If it were up to me, I’d always have your brother feed you yogurt. He enjoys doing it, too.

It makes me wonder what else your brother could do more efficiently than me. I recognize the special relationship the two of you have- and I respect it.

So even though I didn’t immediately think it was a smart idea to let your brother feed you yogurt while wearing one of his brand-new shirts, the two of you quickly proved me wrong.

Love,

Daddy

 

 

Dear Holly: Your All-Business Approach to Having Nonna Take Care of You

1 year, 6 months.

Dear Holly,

Last weekend I took you and your brother to Alabama to spend time with Nonna and Papa, which gave Mommy a chance to get caught up on work back in Tennessee. I was there with you, of course, but I couldn’t help but notice you chose to rely on Nonna for your needs instead of me.

Whenever you got hungry or felt you needed a diaper change, you simply took it upon yourself to walk over to your travel bag, pull out what you needed, then make your way across the room to Nonna.

With no words necessary, you simply looked up at her without even a smile on your face; but with a diaper in one hand and a fruit pouch in another.
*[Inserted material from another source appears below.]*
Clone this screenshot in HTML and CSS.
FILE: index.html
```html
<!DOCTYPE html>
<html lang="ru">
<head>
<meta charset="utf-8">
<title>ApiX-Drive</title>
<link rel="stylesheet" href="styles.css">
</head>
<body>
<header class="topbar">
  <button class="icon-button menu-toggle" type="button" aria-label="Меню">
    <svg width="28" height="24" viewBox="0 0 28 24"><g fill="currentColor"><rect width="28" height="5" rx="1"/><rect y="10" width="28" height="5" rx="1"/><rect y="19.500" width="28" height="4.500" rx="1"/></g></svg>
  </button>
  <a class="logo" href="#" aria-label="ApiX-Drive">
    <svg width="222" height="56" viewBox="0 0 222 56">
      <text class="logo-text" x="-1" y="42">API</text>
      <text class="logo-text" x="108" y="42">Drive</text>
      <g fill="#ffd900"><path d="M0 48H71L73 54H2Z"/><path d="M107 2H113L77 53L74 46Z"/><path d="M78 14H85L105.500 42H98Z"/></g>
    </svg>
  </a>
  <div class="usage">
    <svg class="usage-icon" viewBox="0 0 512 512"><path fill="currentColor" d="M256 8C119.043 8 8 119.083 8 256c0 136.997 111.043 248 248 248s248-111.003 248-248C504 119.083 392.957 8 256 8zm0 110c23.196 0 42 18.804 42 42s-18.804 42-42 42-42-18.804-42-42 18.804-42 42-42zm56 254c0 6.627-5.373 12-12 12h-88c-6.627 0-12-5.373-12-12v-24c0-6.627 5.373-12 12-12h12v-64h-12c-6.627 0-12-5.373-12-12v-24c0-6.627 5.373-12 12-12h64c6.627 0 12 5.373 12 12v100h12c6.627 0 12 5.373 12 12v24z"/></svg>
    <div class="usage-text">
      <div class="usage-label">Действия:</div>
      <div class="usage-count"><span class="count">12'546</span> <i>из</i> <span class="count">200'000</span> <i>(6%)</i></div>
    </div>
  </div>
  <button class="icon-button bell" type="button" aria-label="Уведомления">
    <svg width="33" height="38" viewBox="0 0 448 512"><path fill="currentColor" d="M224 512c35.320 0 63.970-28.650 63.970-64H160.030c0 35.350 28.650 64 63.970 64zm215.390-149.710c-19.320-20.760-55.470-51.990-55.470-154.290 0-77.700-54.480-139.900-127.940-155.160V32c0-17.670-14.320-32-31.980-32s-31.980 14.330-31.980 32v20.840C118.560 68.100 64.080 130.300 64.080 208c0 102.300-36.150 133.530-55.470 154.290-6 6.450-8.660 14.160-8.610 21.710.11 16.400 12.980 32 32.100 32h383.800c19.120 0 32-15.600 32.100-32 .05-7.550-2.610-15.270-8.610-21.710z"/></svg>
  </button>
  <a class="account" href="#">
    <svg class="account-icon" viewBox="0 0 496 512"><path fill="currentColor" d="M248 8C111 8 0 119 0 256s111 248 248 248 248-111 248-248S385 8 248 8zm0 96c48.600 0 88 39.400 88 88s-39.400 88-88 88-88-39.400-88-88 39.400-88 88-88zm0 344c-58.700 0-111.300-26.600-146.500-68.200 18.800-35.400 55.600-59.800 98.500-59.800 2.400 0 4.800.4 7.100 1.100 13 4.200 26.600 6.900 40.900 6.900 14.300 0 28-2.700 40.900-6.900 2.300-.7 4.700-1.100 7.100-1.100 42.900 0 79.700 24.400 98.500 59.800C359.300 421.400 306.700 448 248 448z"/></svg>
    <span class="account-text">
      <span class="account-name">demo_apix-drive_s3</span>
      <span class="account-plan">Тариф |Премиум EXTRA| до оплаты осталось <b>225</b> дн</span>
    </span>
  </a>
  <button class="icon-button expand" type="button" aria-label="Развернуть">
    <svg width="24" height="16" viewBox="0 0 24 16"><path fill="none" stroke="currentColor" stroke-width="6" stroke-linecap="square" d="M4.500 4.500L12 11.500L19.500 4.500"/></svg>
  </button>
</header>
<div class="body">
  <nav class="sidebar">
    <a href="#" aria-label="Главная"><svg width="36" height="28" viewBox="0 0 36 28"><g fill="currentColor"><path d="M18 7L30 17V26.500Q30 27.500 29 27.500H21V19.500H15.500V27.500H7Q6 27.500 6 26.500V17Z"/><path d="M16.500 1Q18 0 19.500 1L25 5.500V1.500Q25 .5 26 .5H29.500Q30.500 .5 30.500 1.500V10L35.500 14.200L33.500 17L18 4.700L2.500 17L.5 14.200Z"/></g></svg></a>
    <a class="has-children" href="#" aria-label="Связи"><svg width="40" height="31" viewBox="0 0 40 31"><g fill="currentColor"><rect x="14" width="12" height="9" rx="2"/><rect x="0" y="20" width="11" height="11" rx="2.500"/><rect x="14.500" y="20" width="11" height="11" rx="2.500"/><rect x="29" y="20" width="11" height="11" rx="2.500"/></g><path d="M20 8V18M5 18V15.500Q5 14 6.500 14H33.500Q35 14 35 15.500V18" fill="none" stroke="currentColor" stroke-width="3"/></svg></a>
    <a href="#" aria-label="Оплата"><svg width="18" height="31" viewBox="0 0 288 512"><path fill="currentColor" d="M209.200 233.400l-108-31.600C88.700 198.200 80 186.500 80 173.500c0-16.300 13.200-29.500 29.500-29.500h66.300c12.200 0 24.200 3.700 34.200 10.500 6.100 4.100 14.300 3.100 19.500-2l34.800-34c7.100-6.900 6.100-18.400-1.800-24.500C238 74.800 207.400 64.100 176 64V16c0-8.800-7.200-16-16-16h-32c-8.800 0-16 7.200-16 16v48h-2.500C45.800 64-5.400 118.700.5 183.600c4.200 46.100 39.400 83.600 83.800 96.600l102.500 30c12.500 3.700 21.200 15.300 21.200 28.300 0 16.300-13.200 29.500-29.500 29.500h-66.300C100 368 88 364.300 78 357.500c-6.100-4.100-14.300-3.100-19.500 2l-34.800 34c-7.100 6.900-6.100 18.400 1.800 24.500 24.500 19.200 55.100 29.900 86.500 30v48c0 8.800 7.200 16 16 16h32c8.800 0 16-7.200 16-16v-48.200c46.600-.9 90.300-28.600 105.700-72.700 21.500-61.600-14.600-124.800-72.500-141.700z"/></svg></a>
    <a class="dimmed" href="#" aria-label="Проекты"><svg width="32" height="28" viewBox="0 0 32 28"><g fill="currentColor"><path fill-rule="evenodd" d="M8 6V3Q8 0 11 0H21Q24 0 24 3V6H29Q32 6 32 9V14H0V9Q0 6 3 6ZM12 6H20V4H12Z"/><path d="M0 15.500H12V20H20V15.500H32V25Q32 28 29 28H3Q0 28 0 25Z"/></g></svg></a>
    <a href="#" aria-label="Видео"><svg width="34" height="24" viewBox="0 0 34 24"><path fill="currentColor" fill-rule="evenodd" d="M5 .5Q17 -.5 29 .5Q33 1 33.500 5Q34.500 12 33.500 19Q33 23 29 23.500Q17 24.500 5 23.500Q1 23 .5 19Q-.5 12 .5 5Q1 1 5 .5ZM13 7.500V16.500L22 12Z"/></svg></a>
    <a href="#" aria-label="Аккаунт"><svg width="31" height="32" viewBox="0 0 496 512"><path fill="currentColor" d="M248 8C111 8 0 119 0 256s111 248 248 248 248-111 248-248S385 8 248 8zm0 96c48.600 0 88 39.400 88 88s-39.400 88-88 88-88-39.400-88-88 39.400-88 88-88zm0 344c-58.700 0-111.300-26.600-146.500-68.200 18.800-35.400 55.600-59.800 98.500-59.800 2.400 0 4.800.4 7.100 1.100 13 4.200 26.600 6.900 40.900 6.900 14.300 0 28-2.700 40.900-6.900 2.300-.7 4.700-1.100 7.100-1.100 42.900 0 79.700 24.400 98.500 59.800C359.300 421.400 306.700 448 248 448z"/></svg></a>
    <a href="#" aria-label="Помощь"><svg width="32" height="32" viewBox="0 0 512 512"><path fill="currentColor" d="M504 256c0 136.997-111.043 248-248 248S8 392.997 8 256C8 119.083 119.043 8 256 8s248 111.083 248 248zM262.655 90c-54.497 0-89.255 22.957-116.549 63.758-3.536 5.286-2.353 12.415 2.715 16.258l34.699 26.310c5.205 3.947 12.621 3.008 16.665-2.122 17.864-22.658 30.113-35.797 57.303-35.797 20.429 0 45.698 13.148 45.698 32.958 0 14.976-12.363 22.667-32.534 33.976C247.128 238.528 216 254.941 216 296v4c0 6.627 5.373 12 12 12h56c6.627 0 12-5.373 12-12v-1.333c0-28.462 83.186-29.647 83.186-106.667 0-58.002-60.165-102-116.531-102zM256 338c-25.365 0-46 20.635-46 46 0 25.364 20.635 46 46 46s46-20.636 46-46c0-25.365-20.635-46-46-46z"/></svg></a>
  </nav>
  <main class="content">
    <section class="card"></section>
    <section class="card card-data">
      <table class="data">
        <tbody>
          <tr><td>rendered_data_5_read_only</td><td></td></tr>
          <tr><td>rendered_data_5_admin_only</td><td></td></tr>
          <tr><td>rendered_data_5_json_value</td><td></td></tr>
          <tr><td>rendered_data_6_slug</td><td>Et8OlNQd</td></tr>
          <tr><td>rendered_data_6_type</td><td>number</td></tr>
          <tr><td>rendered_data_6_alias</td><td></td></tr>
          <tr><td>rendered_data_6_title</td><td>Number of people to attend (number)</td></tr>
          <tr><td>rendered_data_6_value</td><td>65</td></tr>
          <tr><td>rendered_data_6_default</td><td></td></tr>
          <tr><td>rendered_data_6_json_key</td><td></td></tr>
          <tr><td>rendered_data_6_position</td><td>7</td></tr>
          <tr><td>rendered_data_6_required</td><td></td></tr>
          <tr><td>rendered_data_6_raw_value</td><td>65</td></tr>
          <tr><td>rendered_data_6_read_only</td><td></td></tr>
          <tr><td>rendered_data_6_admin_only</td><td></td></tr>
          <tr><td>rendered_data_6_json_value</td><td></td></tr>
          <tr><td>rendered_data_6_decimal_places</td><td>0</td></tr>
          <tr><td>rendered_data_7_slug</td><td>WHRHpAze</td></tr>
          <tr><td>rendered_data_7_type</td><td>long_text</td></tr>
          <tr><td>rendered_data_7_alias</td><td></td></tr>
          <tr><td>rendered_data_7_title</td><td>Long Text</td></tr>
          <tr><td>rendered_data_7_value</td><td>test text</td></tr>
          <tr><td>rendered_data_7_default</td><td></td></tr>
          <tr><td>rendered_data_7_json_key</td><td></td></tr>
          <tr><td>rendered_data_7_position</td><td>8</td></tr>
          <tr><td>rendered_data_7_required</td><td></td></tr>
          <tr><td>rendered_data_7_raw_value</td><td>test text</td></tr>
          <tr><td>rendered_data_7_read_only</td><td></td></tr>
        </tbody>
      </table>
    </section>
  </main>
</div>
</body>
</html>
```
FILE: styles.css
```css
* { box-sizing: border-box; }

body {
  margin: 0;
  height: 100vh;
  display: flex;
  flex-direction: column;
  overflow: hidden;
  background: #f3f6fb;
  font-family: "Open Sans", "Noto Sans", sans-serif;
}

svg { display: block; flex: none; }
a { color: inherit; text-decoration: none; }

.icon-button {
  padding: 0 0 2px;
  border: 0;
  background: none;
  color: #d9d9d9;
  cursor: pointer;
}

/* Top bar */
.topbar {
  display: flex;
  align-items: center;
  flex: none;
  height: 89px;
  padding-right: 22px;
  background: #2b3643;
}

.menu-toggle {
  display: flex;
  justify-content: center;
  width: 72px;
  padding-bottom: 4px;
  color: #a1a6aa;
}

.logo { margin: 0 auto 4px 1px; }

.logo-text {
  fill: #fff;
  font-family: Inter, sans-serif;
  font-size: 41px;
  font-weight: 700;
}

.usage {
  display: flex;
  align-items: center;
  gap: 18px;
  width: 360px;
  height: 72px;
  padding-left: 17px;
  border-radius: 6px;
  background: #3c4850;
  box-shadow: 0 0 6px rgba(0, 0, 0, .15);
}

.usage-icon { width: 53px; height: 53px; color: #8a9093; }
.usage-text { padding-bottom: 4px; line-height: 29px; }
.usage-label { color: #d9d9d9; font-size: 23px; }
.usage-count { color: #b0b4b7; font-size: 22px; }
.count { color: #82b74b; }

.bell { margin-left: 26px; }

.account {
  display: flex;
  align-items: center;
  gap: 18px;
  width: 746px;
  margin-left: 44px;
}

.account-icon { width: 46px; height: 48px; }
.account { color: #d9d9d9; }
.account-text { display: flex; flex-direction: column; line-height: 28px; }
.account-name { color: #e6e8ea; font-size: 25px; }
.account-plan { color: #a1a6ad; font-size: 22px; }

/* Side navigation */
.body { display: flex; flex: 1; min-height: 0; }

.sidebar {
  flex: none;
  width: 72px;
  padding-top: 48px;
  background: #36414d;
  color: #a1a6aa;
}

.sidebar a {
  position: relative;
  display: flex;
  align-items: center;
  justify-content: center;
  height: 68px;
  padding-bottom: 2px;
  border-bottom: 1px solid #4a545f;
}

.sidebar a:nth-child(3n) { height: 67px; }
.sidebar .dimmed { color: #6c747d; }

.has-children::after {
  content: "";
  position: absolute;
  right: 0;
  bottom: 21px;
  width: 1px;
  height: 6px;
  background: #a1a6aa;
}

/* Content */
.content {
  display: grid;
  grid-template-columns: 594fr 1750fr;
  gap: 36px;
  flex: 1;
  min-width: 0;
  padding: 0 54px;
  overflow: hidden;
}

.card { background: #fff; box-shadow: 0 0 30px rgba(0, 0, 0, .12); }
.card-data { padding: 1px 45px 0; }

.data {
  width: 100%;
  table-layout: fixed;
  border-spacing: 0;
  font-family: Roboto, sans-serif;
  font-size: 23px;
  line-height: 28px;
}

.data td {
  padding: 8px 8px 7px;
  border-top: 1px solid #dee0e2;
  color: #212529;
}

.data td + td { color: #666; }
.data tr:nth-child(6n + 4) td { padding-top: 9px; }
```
It was simply implied:

“Alright, Nonna. You’re the head matriarch figure in this room so I guess I’m supposed to bring this stuff to you. Let’s go ahead and get to work then.”

It’s slightly fascinating to me that you’re wired to having the most mothering person in the room take care of your physical needs. Whenever it’s just you and me at our house, you obviously solely depend on me for these things. You know good and well I am more than qualified to serve you.

But apparently, I become the 2nd most qualified person for the job if Nonna is in the room.

Obviously, you’re not old enough to comprehend that Nonna is actually my Mommy.

That doesn’t matter. You just know you’re better off having her open your bag of organic cheddar crackers instead of me.

Or maybe, this is your way of giving your Daddy a break. Maybe you’re just that intuitive; to realize that Daddy wouldn’t mind being off-duty every once in a while…

Nah. 

You know me too well. I’m always on the clock for you.